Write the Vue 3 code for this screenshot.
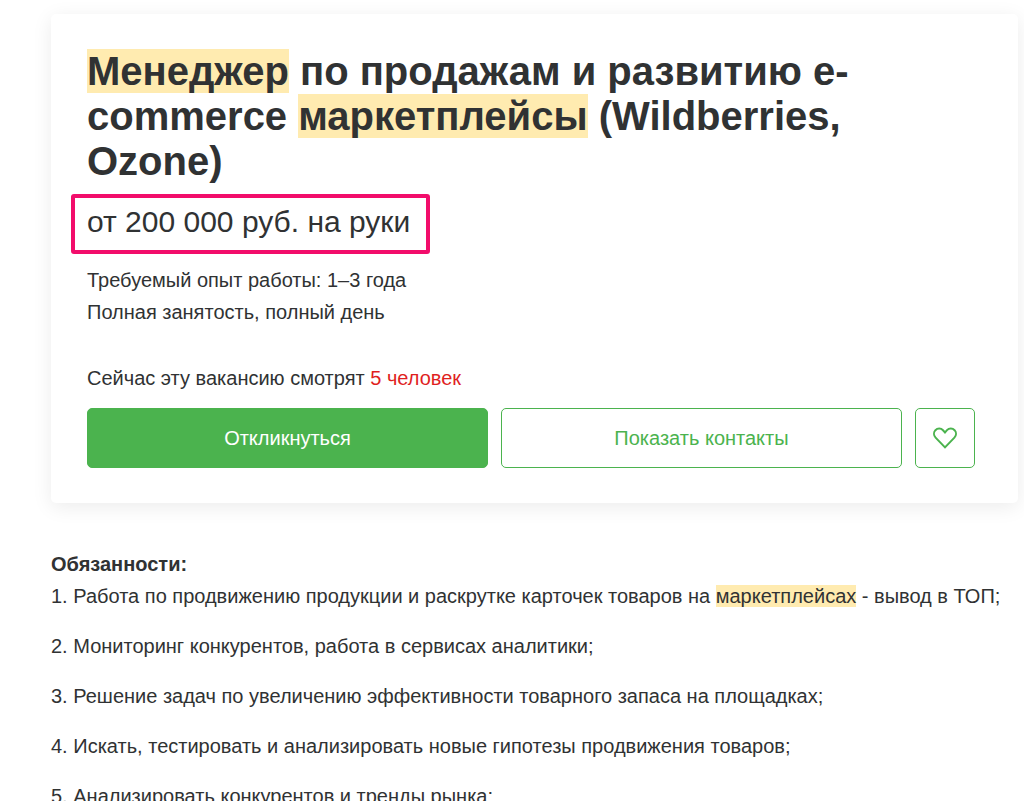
<script setup>
import { ref } from 'vue'

const liked = ref(false)

const duties = [
  [
    { text: 'Работа по продвижению продукции и раскрутке карточек товаров на ' },
    { text: 'маркетплейсах', mark: true },
    { text: ' - вывод в ТОП;' },
  ],
  [{ text: 'Мониторинг конкурентов, работа в сервисах аналитики;' }],
  [{ text: 'Решение задач по увеличению эффективности товарного запаса на площадках;' }],
  [{ text: 'Искать, тестировать и анализировать новые гипотезы продвижения товаров;' }],
  [{ text: 'Анализировать конкурентов и тренды рынка;' }],
]
</script>

<template>
  <main class="page">
    <section class="card">
      <h1 class="title">
        <mark>Менеджер</mark> по продажам и развитию e-commerce <mark>маркетплейсы</mark> (Wildberries, Ozone)
      </h1>
      <p class="salary">от 200 000 руб. на руки</p>
      <p class="fact">Требуемый опыт работы: 1–3 года</p>
      <p class="fact">Полная занятость, полный день</p>
      <p class="viewers">Сейчас эту вакансию смотрят <span class="count">5 человек</span></p>
      <div class="actions">
        <button type="button" class="btn primary">Откликнуться</button>
        <button type="button" class="btn">Показать контакты</button>
        <button type="button" class="btn like" aria-label="В избранное" :aria-pressed="liked" @click="liked = !liked">
          <svg width="24" height="22" viewBox="0 0 24 22" fill="none" stroke="currentColor" stroke-width="2">
            <path d="M12 20.4 2.6 10.6A5.4 5.4 0 0 1 2.4 3.2 5.2 5.2 0 0 1 10 3.2L12 5.4 14 3.2A5.2 5.2 0 0 1 21.6 3.2 5.4 5.4 0 0 1 21.4 10.6Z" />
          </svg>
        </button>
      </div>
    </section>

    <section class="duties">
      <h2>Обязанности:</h2>
      <p v-for="(parts, i) in duties" :key="i">
        {{ i + 1 }}.
        <template v-for="(part, j) in parts" :key="j"><mark v-if="part.mark">{{ part.text }}</mark><template v-else>{{ part.text }}</template></template>
      </p>
    </section>
  </main>
</template>

<style>
body {
  margin: 0;
  background: #fff;
}
</style>

<style scoped>
.page {
  padding: 14px 6px 0 51px;
  color: #303233;
  font-family: "Liberation Sans", Arial, sans-serif;
  font-size: 20px;
  line-height: 32px;
}
mark {
  color: inherit;
  background: #ffebb0;
}
h1, h2, p {
  margin: 0;
}
.card {
  padding: 35px 43px 35px 36px;
  border-radius: 5px;
  box-shadow: 0 4px 20px rgba(0, 0, 0, 0.08);
}
.title {
  max-width: 800px;
  font-size: 40px;
  line-height: 45px;
}
.salary {
  width: fit-content;
  box-sizing: border-box;
  margin: 10px 0 10px -16px;
  padding: 8px 16px 12px 12px;
  border: 4px solid #f20d6b;
  border-radius: 3px;
  font-size: 30px;
  line-height: 32px;
}
.viewers {
  margin-top: 34px;
}
.count {
  color: #e01f1f;
}
.actions {
  display: flex;
  gap: 13px;
  margin-top: 14px;
}
.btn {
  flex: 1;
  height: 60px;
  padding: 0;
  border: 1px solid #4bb34e;
  border-radius: 5px;
  background: #fff;
  color: #4bb34e;
  font: inherit;
}
.primary {
  background: #4bb34e;
  color: #fff;
}
.like {
  display: flex;
  align-items: center;
  justify-content: center;
  flex: 0 0 60px;
}
.duties {
  padding-top: 45px;
}
.duties h2 {
  font-size: 20px;
  line-height: 32px;
}
.duties p {
  margin-bottom: 18px;
}
</style>
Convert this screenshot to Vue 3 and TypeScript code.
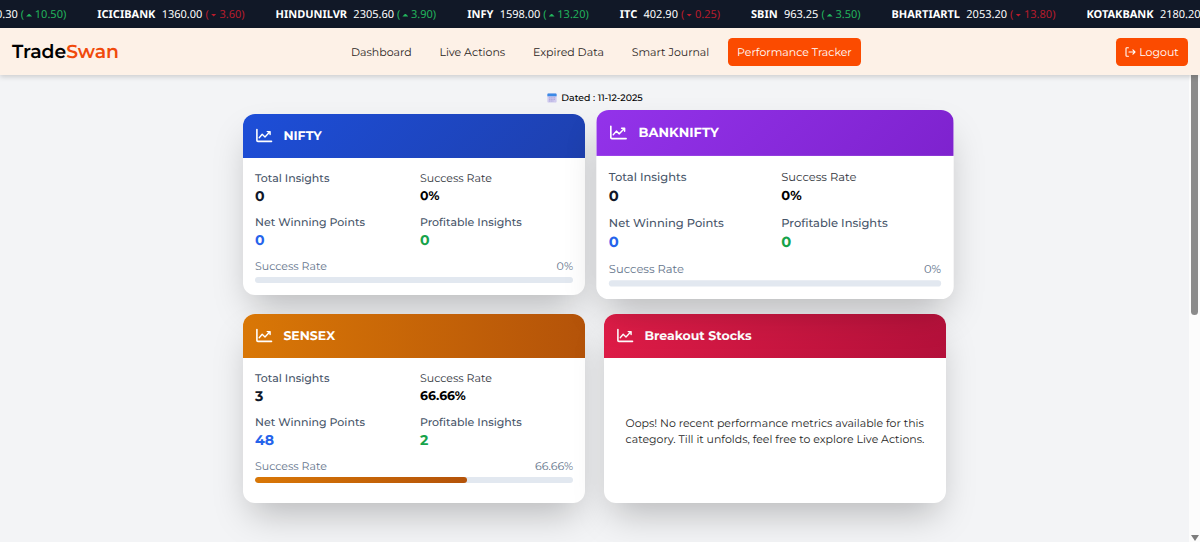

________________________________________

*What to work on:*
Retype the listing exactly. Pictures do not belong in the copy.

*Complete response:*
Write the Vue 3 code for this screenshot.
<script setup>
import { ref } from 'vue'

const liked = ref(false)

const duties = [
  [
    { text: 'Работа по продвижению продукции и раскрутке карточек товаров на ' },
    { text: 'маркетплейсах', mark: true },
    { text: ' - вывод в ТОП;' },
  ],
  [{ text: 'Мониторинг конкурентов, работа в сервисах аналитики;' }],
  [{ text: 'Решение задач по увеличению эффективности товарного запаса на площадках;' }],
  [{ text: 'Искать, тестировать и анализировать новые гипотезы продвижения товаров;' }],
  [{ text: 'Анализировать конкурентов и тренды рынка;' }],
]
</script>

<template>
  <main class="page">
    <section class="card">
      <h1 class="title">
        <mark>Менеджер</mark> по продажам и развитию e-commerce <mark>маркетплейсы</mark> (Wildberries, Ozone)
      </h1>
      <p class="salary">от 200 000 руб. на руки</p>
      <p class="fact">Требуемый опыт работы: 1–3 года</p>
      <p class="fact">Полная занятость, полный день</p>
      <p class="viewers">Сейчас эту вакансию смотрят <span class="count">5 человек</span></p>
      <div class="actions">
        <button type="button" class="btn primary">Откликнуться</button>
        <button type="button" class="btn">Показать контакты</button>
        <button type="button" class="btn like" aria-label="В избранное" :aria-pressed="liked" @click="liked = !liked">
          <svg width="24" height="22" viewBox="0 0 24 22" fill="none" stroke="currentColor" stroke-width="2">
            <path d="M12 20.4 2.6 10.6A5.4 5.4 0 0 1 2.4 3.2 5.2 5.2 0 0 1 10 3.2L12 5.4 14 3.2A5.2 5.2 0 0 1 21.6 3.2 5.4 5.4 0 0 1 21.4 10.6Z" />
          </svg>
        </button>
      </div>
    </section>

    <section class="duties">
      <h2>Обязанности:</h2>
      <p v-for="(parts, i) in duties" :key="i">
        {{ i + 1 }}.
        <template v-for="(part, j) in parts" :key="j"><mark v-if="part.mark">{{ part.text }}</mark><template v-else>{{ part.text }}</template></template>
      </p>
    </section>
  </main>
</template>

<style>
body {
  margin: 0;
  background: #fff;
}
</style>

<style scoped>
.page {
  padding: 14px 6px 0 51px;
  color: #303233;
  font-family: "Liberation Sans", Arial, sans-serif;
  font-size: 20px;
  line-height: 32px;
}
mark {
  color: inherit;
  background: #ffebb0;
}
h1, h2, p {
  margin: 0;
}
.card {
  padding: 35px 43px 35px 36px;
  border-radius: 5px;
  box-shadow: 0 4px 20px rgba(0, 0, 0, 0.08);
}
.title {
  max-width: 800px;
  font-size: 40px;
  line-height: 45px;
}
.salary {
  width: fit-content;
  box-sizing: border-box;
  margin: 10px 0 10px -16px;
  padding: 8px 16px 12px 12px;
  border: 4px solid #f20d6b;
  border-radius: 3px;
  font-size: 30px;
  line-height: 32px;
}
.viewers {
  margin-top: 34px;
}
.count {
  color: #e01f1f;
}
.actions {
  display: flex;
  gap: 13px;
  margin-top: 14px;
}
.btn {
  flex: 1;
  height: 60px;
  padding: 0;
  border: 1px solid #4bb34e;
  border-radius: 5px;
  background: #fff;
  color: #4bb34e;
  font: inherit;
}
.primary {
  background: #4bb34e;
  color: #fff;
}
.like {
  display: flex;
  align-items: center;
  justify-content: center;
  flex: 0 0 60px;
}
.duties {
  padding-top: 45px;
}
.duties h2 {
  font-size: 20px;
  line-height: 32px;
}
.duties p {
  margin-bottom: 18px;
}
</style>
Convert this screenshot to Vue 3 and TypeScript code.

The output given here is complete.